Because the May 1, 1990, inter-office memorandum may not be
treated as a protest, we need not determine whether the hand-
written response on that inter-office memorandum should be
treated as a protest denial. (In this regard, however, see the
explicit words of 19 U.S.C. 1515(a), as amended in 1979; see
also, Sea-Land Service v.
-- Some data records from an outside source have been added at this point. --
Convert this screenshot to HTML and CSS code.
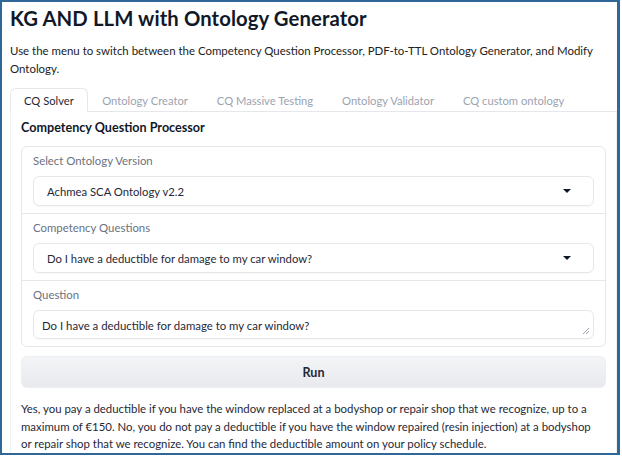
FILE: index.html
```html
<!DOCTYPE html>
<html>
<head>
<meta charset="utf-8">
<link rel="stylesheet" href="styles.css">
</head>
<body>
<div class="frame">
  <div class="page">
    <h1 class="title">KG AND LLM with Ontology Generator</h1>
    <p class="intro">Use the menu to switch between the Competency Question Processor, PDF-to-TTL Ontology Generator, and Modify Ontology.</p>
    <div class="tabs">
      <div class="tab active">CQ Solver</div>
      <div class="tab">Ontology Creator</div>
      <div class="tab">CQ Massive Testing</div>
      <div class="tab">Ontology Validator</div>
      <div class="tab">CQ custom ontology</div>
      <div class="tab-fill"></div>
    </div>
    <div class="panel">
      <h2 class="section">Competency Question Processor</h2>
      <div class="group">
        <div class="field">
          <div class="label">Select Ontology Version</div>
          <div class="select"><span>Achmea SCA Ontology v2.2</span><span class="caret"></span></div>
        </div>
        <div class="field">
          <div class="label">Competency Questions</div>
          <div class="select"><span>Do I have a deductible for damage to my car window?</span><span class="caret"></span></div>
        </div>
        <div class="field">
          <div class="label">Question</div>
          <div class="textarea">Do I have a deductible for damage to my car window?
            <svg class="grip" width="8" height="8" viewBox="0 0 8 8"><path d="M1 7 L7 1 M4 7 L7 4" stroke="#9ca3af" stroke-width="1"/></svg>
          </div>
        </div>
      </div>
      <div class="run">Run</div>
      <p class="answer">Yes, you pay a deductible if you have the window replaced at a bodyshop or repair shop that we recognize, up to a maximum of €150. No, you do not pay a deductible if you have the window repaired (resin injection) at a bodyshop or repair shop that we recognize. You can find the deductible amount on your policy schedule.</p>
    </div>
  </div>
</div>
</body>
</html>
```

FILE: styles.css
```css
* { box-sizing: border-box; }
html, body { margin: 0; padding: 0; background: #fff; }
body {
  font-family: "Lato", "Source Sans Pro", "Noto Sans", sans-serif;
  color: #1f2937;
  width: 622px;
  height: 458px;
  overflow: hidden;
}
.frame {
  width: 620px;
  height: 455px;
  border: 2.5px solid #2f6798;
  border-right-width: 3px;
  overflow: hidden;
}
.page {
  padding: 3px 0 0 8px;
  height: 100%;
  overflow: hidden;
}
.title {
  margin: 0;
  font-size: 20.3px;
  font-weight: 700;
  line-height: 26px;
  color: #111827;
  letter-spacing: 0.1px;
}
.intro {
  margin: 11px 0 0;
  font-size: 11.45px;
  line-height: 18px;
  color: #222;
}
.tabs {
  display: flex;
  margin-top: 10px;
  height: 24px;
}
.tab {
  font-size: 11.2px;
  color: #9ca3af;
  padding: 0 14.5px;
  line-height: 23px;
  border-bottom: 1px solid #e5e7eb;
  border-top: 1px solid transparent;
}
.tab.active {
  color: #1f2937;
  border: 1px solid #e5e7eb;
  border-bottom-color: #fff;
  border-radius: 6px 6px 0 0;
  padding: 0 13px;
}
.tab-fill { flex: 1; border-bottom: 1px solid #e5e7eb; }
.panel {
  border: 1px solid #f0f1f3;
  border-top: none;
  padding: 8px 10px 0 10px;
  height: 400px;
  width: 607px;
}
.section {
  margin: 0 0 10px;
  font-size: 12.6px;
  font-weight: 700;
  line-height: 16px;
  color: #111827;
}
.group {
  border: 1px solid #e5e7eb;
  border-radius: 6px;
}
.field {
  padding: 6px 11px 7px 11px;
  border-top: 1px solid #e5e7eb;
}
.field:first-child { border-top: none; }
.label {
  font-size: 11.4px;
  color: #6b7280;
  line-height: 16px;
  margin-bottom: 7px;
}
.select {
  height: 30px;
  border: 1px solid #e5e7eb;
  border-radius: 6px;
  display: flex;
  align-items: center;
  justify-content: space-between;
  padding: 0 22px 0 13px;
  font-size: 11.3px;
  color: #1f2937;
  box-shadow: 0 1px 1px rgba(0,0,0,0.03);
}
.caret {
  width: 0; height: 0;
  border-left: 4px solid transparent;
  border-right: 4px solid transparent;
  border-top: 4px solid #111827;
}
.textarea {
  position: relative;
  height: 29px;
  border: 1px solid #e5e7eb;
  border-radius: 6px;
  padding: 0 8px;
  line-height: 29px;
  font-size: 11.4px;
  color: #1f2937;
  box-shadow: 0 1px 1px rgba(0,0,0,0.03);
}
.grip { position: absolute; right: 3px; bottom: 3px; }
.run {
  margin-top: 9px;
  height: 32px;
  border-radius: 6px;
  background: linear-gradient(#f3f4f6, #e9eaee);
  border: 1px solid #eceef1;
  display: flex;
  align-items: center;
  justify-content: center;
  font-size: 12.6px;
  font-weight: 700;
  color: #1f2937;
}
.answer {
  margin: 12px 0 0;
  padding-right: 14px;
  font-size: 11.4px;
  line-height: 17.6px;
  color: #1f2937;
}
```
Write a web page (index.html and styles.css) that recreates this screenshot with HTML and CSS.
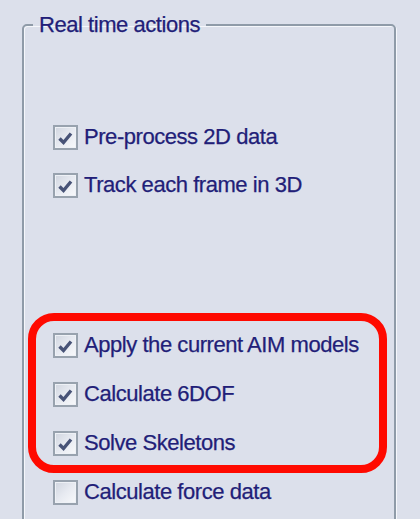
FILE: index.html
```html
<!DOCTYPE html>
<html>
<head>
<meta charset="utf-8">
<link rel="stylesheet" href="styles.css">
</head>
<body>
<fieldset class="group">
  <legend class="group-title">Real time actions</legend>
  <div class="rows rows-top">
    <div class="row"><span class="box checked"><svg viewBox="0 0 21 21"><path d="M4.5 11.5 L8.5 15.5 L16 6.5"/></svg></span><span class="label">Pre-process 2D data</span></div>
    <div class="row"><span class="box checked"><svg viewBox="0 0 21 21"><path d="M4.5 11.5 L8.5 15.5 L16 6.5"/></svg></span><span class="label">Track each frame in 3D</span></div>
  </div>
  <div class="highlight">
    <div class="row"><span class="box checked"><svg viewBox="0 0 21 21"><path d="M4.5 11.5 L8.5 15.5 L16 6.5"/></svg></span><span class="label">Apply the current AIM models</span></div>
    <div class="row"><span class="box checked"><svg viewBox="0 0 21 21"><path d="M4.5 11.5 L8.5 15.5 L16 6.5"/></svg></span><span class="label">Calculate 6DOF</span></div>
    <div class="row"><span class="box checked"><svg viewBox="0 0 21 21"><path d="M4.5 11.5 L8.5 15.5 L16 6.5"/></svg></span><span class="label">Solve Skeletons</span></div>
  </div>
  <div class="rows rows-bottom">
    <div class="row"><span class="box"></span><span class="label">Calculate force data</span></div>
  </div>
</fieldset>
</body>
</html>
```
FILE: styles.css
```css
html, body {
  margin: 0;
  padding: 0;
  height: 100%;
  overflow: hidden;
  background: #dce0eb;
}
body {
  font-family: "Liberation Sans", Arial, sans-serif;
  font-size: 22px;
  letter-spacing: -0.45px;
  color: #221e78;
  -webkit-text-stroke: 0.25px #221e78;
}
.group {
  box-sizing: border-box;
  margin: 12px 0 0 22px;
  padding: 0;
  width: 374px;
  height: 540px;
  border: 2px solid #8f9ba8;
  border-radius: 5px;
  box-shadow: 1px 1px 0 #f5f7fb, inset 1px 1px 0 #f5f7fb;
  min-width: 0;
}
.group-title {
  margin-left: 9px;
  padding: 0 6px 0 6px;
  line-height: 26px;
}
.rows {
  display: flex;
  flex-direction: column;
}
.rows-top {
  margin-top: 86px;
  gap: 22px;
}
.rows-top .row,
.rows-bottom .row {
  padding-left: 29px;
}
.row {
  display: flex;
  align-items: center;
  height: 26px;
}
.box {
  box-sizing: border-box;
  width: 25px;
  height: 25px;
  border: 2px solid #98a2ae;
  background: linear-gradient(135deg, #d0d5df 0%, #e7eaf1 50%, #f8f9fb 100%);
  box-shadow: inset 0 0 0 1px #eef1f6;
  flex: none;
  display: flex;
}
.box svg {
  width: 21px;
  height: 21px;
}
.box svg path {
  fill: none;
  stroke: #485377;
  stroke-width: 3.4;
  stroke-linecap: butt;
  stroke-linejoin: miter;
}
.label {
  margin-left: 6px;
  line-height: 26px;
  white-space: nowrap;
}
.highlight {
  box-sizing: border-box;
  margin: 115px 0 0 4px;
  width: 359px;
  height: 160px;
  border: 8px solid #ff0a00;
  border-radius: 26px;
  padding: 11px 0 0 17px;
  display: flex;
  flex-direction: column;
  gap: 23px;
}
.rows-bottom {
  margin-top: 6px;
}
```
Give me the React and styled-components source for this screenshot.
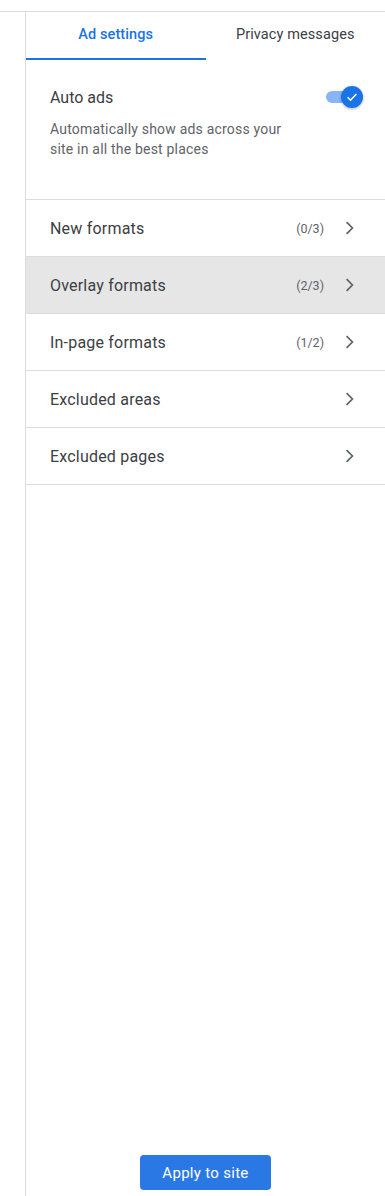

United States, 735 F. Supp. 1059 (CIT
1990), affirmed, 923 F. 2d 838 (CAFC 1991).) For the same
reason, we need not address the proper classification of the
merchandise under consideration. (In this regard, however, see
rulings 856821 (N.Y.) and 088061, and material in the file for
the latter, with regard to the classification of warp knitting
machines.)
On the basis of the foregoing, the protest is DENIED.
HOLDINGS:
(1) The May 1, 1990, inter-office memorandum described in
the FACTS portion of this ruling may not be considered a protest,
for purposes of 19 U.S.C. 1514.
(2) Because the May 1, 1990, inter-office memorandum may
not be considered a protest, the issue of whether the hand-
written response by Customs on the inter-office memorandum may be
considered a denial of the protest is not addressed.
(3) Because the May 1, 1990, inter-office memorandum may
not be considered a protest, the issue of the proper
classification of the knitting machines which are the subject of
this protest is not addressed.
The protest is DENIED. A copy of this decision should be
attached to the Form 19 and provided to the protestant as part of
the notice of action on the protest.